SHORT TASK
Return the listing below verbatim. Pictures do not belong in the copy.

+++ EXCERPTED DATA

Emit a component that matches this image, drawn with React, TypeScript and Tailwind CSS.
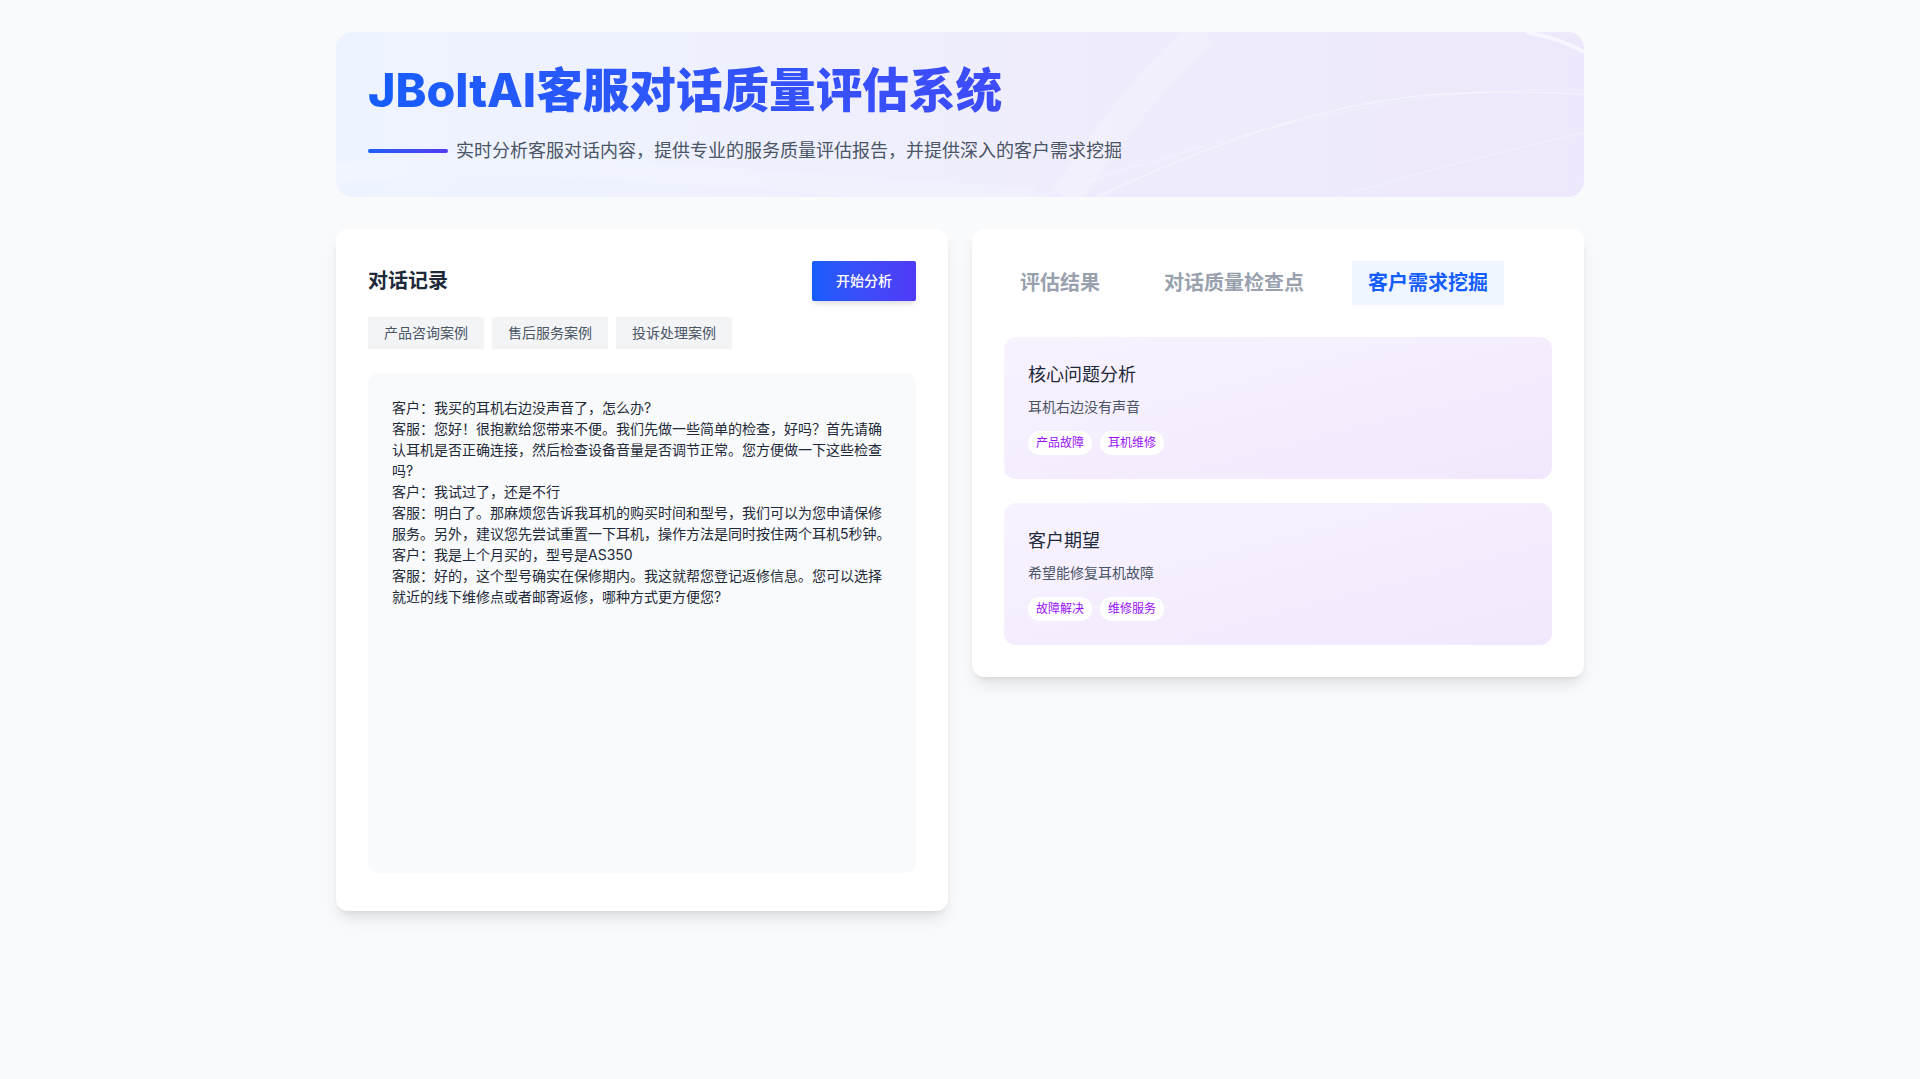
import React from "react";

const dialog = `客户：我买的耳机右边没声音了，怎么办?
客服：您好！很抱歉给您带来不便。我们先做一些简单的检查，好吗？首先请确认耳机是否正确连接，然后检查设备音量是否调节正常。您方便做一下这些检查吗?
客户：我试过了，还是不行
客服：明白了。那麻烦您告诉我耳机的购买时间和型号，我们可以为您申请保修服务。另外，建议您先尝试重置一下耳机，操作方法是同时按住两个耳机5秒钟。
客户：我是上个月买的，型号是AS350
客服：好的，这个型号确实在保修期内。我这就帮您登记返修信息。您可以选择就近的线下维修点或者邮寄返修，哪种方式更方便您?`;

const cards = [
  { title: "核心问题分析", desc: "耳机右边没有声音", tags: ["产品故障", "耳机维修"] },
  { title: "客户期望", desc: "希望能修复耳机故障", tags: ["故障解决", "维修服务"] },
];

export default function App() {
  return (
    <div
      className="min-h-screen bg-gray-50"
      style={{ fontFamily: '"Inter", "Noto Sans CJK SC", "Noto Sans", sans-serif' }}
    >
      <div className="max-w-7xl mx-auto px-4 py-8">
        {/* Header */}
        <header className="relative overflow-hidden rounded-2xl bg-gradient-to-r from-[#eef4ff] via-[#efeefd] to-[#ede8fb] p-8 mb-8">
          <svg
            className="absolute inset-0 w-full h-full pointer-events-none"
            viewBox="0 0 1248 164"
            preserveAspectRatio="none"
            fill="none"
          >
            <path d="M730 164 C 780 90, 830 30, 870 0" stroke="white" strokeOpacity="0.18" strokeWidth="30" />
            <path d="M760 164 C 900 100, 1000 70, 1100 62 C 1170 58, 1220 60, 1248 62" stroke="white" strokeOpacity="0.45" strokeWidth="1.2" />
            <path d="M700 164 C 880 110, 1050 50, 1248 58" stroke="white" strokeOpacity="0.25" strokeWidth="1.2" />
            <path d="M1000 164 C 1080 140, 1160 120, 1248 100" stroke="white" strokeOpacity="0.3" strokeWidth="1.2" />
            <path d="M1190 0 C 1215 5, 1235 12, 1248 20" stroke="white" strokeOpacity="0.55" strokeWidth="4" />
            <path d="M0 140 C 200 120, 400 150, 700 164" stroke="white" strokeOpacity="0.15" strokeWidth="20" />
          </svg>
          <div className="relative">
            <h1 className="text-[46.6px] leading-[1.14] font-extrabold bg-gradient-to-r from-blue-600 to-indigo-600 bg-clip-text text-transparent w-full">
              JBoltAI客服对话质量评估系统
            </h1>
            <div className="mt-5 flex items-center gap-2">
              <span className="block w-20 h-1 rounded-full bg-gradient-to-r from-blue-600 to-indigo-600" />
              <p className="text-lg text-gray-600">
                实时分析客服对话内容，提供专业的服务质量评估报告，并提供深入的客户需求挖掘
              </p>
            </div>
          </div>
        </header>

        {/* Main */}
        <div className="grid grid-cols-2 gap-6 items-start">
          {/* Left */}
          <section className="bg-white rounded-xl shadow-lg p-8 pb-[38px]">
            <div className="flex items-center justify-between h-10">
              <h2 className="text-xl font-bold text-gray-800">对话记录</h2>
              <button className="h-10 px-6 text-sm font-medium text-white bg-gradient-to-r from-blue-600 to-indigo-600 shadow-md rounded-[2px]">
                开始分析
              </button>
            </div>
            <div className="mt-4 flex gap-2">
              {["产品咨询案例", "售后服务案例", "投诉处理案例"].map((t) => (
                <button key={t} className="px-4 py-1.5 text-sm text-gray-600 bg-gray-100">
                  {t}
                </button>
              ))}
            </div>
            <div className="mt-6 h-[500px] rounded-[10px] bg-gray-50 p-6 text-sm leading-[21px] text-gray-800 whitespace-pre-wrap break-words">
              {dialog}
            </div>
          </section>

          {/* Right */}
          <section className="bg-white rounded-xl shadow-lg p-8">
            <div className="flex gap-8">
              <button className="px-4 py-2 text-xl font-bold text-gray-400">评估结果</button>
              <button className="px-4 py-2 text-xl font-bold text-gray-400">对话质量检查点</button>
              <button className="px-4 py-2 text-xl font-bold text-blue-600 bg-blue-50">客户需求挖掘</button>
            </div>
            <div className="mt-8 flex flex-col gap-6">
              {cards.map((c) => (
                <div
                  key={c.title}
                  className="rounded-xl p-6 bg-gradient-to-br from-[#f8f3ff] to-[#f2e8fd]"
                >
                  <h3 className="text-lg text-gray-800">{c.title}</h3>
                  <p className="mt-2 text-sm text-gray-600">{c.desc}</p>
                  <div className="mt-[14px] flex gap-2">
                    {c.tags.map((t) => (
                      <span key={t} className="px-2 py-1 text-xs text-purple-600 bg-white rounded-full">
                        {t}
                      </span>
                    ))}
                  </div>
                </div>
              ))}
            </div>
          </section>
        </div>
      </div>
    </div>
  );
}
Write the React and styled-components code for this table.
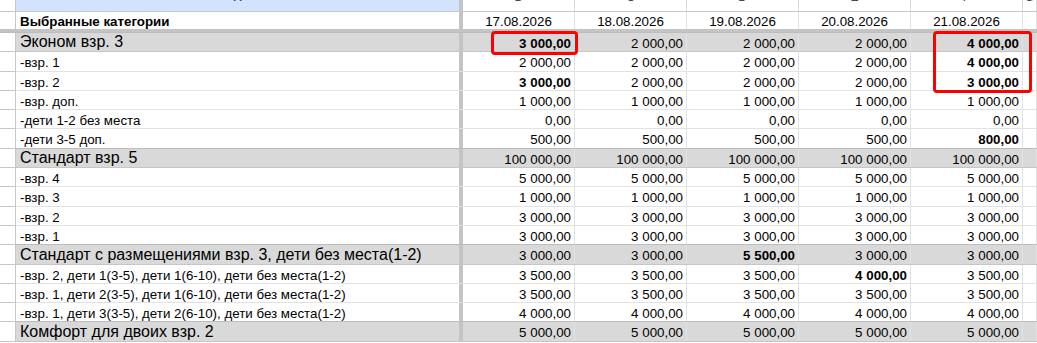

++++++

FINAL RESULT
Emit a component that matches this image, drawn with React, TypeScript and Tailwind CSS.
import React from "react";

const dialog = `客户：我买的耳机右边没声音了，怎么办?
客服：您好！很抱歉给您带来不便。我们先做一些简单的检查，好吗？首先请确认耳机是否正确连接，然后检查设备音量是否调节正常。您方便做一下这些检查吗?
客户：我试过了，还是不行
客服：明白了。那麻烦您告诉我耳机的购买时间和型号，我们可以为您申请保修服务。另外，建议您先尝试重置一下耳机，操作方法是同时按住两个耳机5秒钟。
客户：我是上个月买的，型号是AS350
客服：好的，这个型号确实在保修期内。我这就帮您登记返修信息。您可以选择就近的线下维修点或者邮寄返修，哪种方式更方便您?`;

const cards = [
  { title: "核心问题分析", desc: "耳机右边没有声音", tags: ["产品故障", "耳机维修"] },
  { title: "客户期望", desc: "希望能修复耳机故障", tags: ["故障解决", "维修服务"] },
];

export default function App() {
  return (
    <div
      className="min-h-screen bg-gray-50"
      style={{ fontFamily: '"Inter", "Noto Sans CJK SC", "Noto Sans", sans-serif' }}
    >
      <div className="max-w-7xl mx-auto px-4 py-8">
        {/* Header */}
        <header className="relative overflow-hidden rounded-2xl bg-gradient-to-r from-[#eef4ff] via-[#efeefd] to-[#ede8fb] p-8 mb-8">
          <svg
            className="absolute inset-0 w-full h-full pointer-events-none"
            viewBox="0 0 1248 164"
            preserveAspectRatio="none"
            fill="none"
          >
            <path d="M730 164 C 780 90, 830 30, 870 0" stroke="white" strokeOpacity="0.18" strokeWidth="30" />
            <path d="M760 164 C 900 100, 1000 70, 1100 62 C 1170 58, 1220 60, 1248 62" stroke="white" strokeOpacity="0.45" strokeWidth="1.2" />
            <path d="M700 164 C 880 110, 1050 50, 1248 58" stroke="white" strokeOpacity="0.25" strokeWidth="1.2" />
            <path d="M1000 164 C 1080 140, 1160 120, 1248 100" stroke="white" strokeOpacity="0.3" strokeWidth="1.2" />
            <path d="M1190 0 C 1215 5, 1235 12, 1248 20" stroke="white" strokeOpacity="0.55" strokeWidth="4" />
            <path d="M0 140 C 200 120, 400 150, 700 164" stroke="white" strokeOpacity="0.15" strokeWidth="20" />
          </svg>
          <div className="relative">
            <h1 className="text-[46.6px] leading-[1.14] font-extrabold bg-gradient-to-r from-blue-600 to-indigo-600 bg-clip-text text-transparent w-full">
              JBoltAI客服对话质量评估系统
            </h1>
            <div className="mt-5 flex items-center gap-2">
              <span className="block w-20 h-1 rounded-full bg-gradient-to-r from-blue-600 to-indigo-600" />
              <p className="text-lg text-gray-600">
                实时分析客服对话内容，提供专业的服务质量评估报告，并提供深入的客户需求挖掘
              </p>
            </div>
          </div>
        </header>

        {/* Main */}
        <div className="grid grid-cols-2 gap-6 items-start">
          {/* Left */}
          <section className="bg-white rounded-xl shadow-lg p-8 pb-[38px]">
            <div className="flex items-center justify-between h-10">
              <h2 className="text-xl font-bold text-gray-800">对话记录</h2>
              <button className="h-10 px-6 text-sm font-medium text-white bg-gradient-to-r from-blue-600 to-indigo-600 shadow-md rounded-[2px]">
                开始分析
              </button>
            </div>
            <div className="mt-4 flex gap-2">
              {["产品咨询案例", "售后服务案例", "投诉处理案例"].map((t) => (
                <button key={t} className="px-4 py-1.5 text-sm text-gray-600 bg-gray-100">
                  {t}
                </button>
              ))}
            </div>
            <div className="mt-6 h-[500px] rounded-[10px] bg-gray-50 p-6 text-sm leading-[21px] text-gray-800 whitespace-pre-wrap break-words">
              {dialog}
            </div>
          </section>

          {/* Right */}
          <section className="bg-white rounded-xl shadow-lg p-8">
            <div className="flex gap-8">
              <button className="px-4 py-2 text-xl font-bold text-gray-400">评估结果</button>
              <button className="px-4 py-2 text-xl font-bold text-gray-400">对话质量检查点</button>
              <button className="px-4 py-2 text-xl font-bold text-blue-600 bg-blue-50">客户需求挖掘</button>
            </div>
            <div className="mt-8 flex flex-col gap-6">
              {cards.map((c) => (
                <div
                  key={c.title}
                  className="rounded-xl p-6 bg-gradient-to-br from-[#f8f3ff] to-[#f2e8fd]"
                >
                  <h3 className="text-lg text-gray-800">{c.title}</h3>
                  <p className="mt-2 text-sm text-gray-600">{c.desc}</p>
                  <div className="mt-[14px] flex gap-2">
                    {c.tags.map((t) => (
                      <span key={t} className="px-2 py-1 text-xs text-purple-600 bg-white rounded-full">
                        {t}
                      </span>
                    ))}
                  </div>
                </div>
              ))}
            </div>
          </section>
        </div>
      </div>
    </div>
  );
}
Write the React and styled-components code for this table.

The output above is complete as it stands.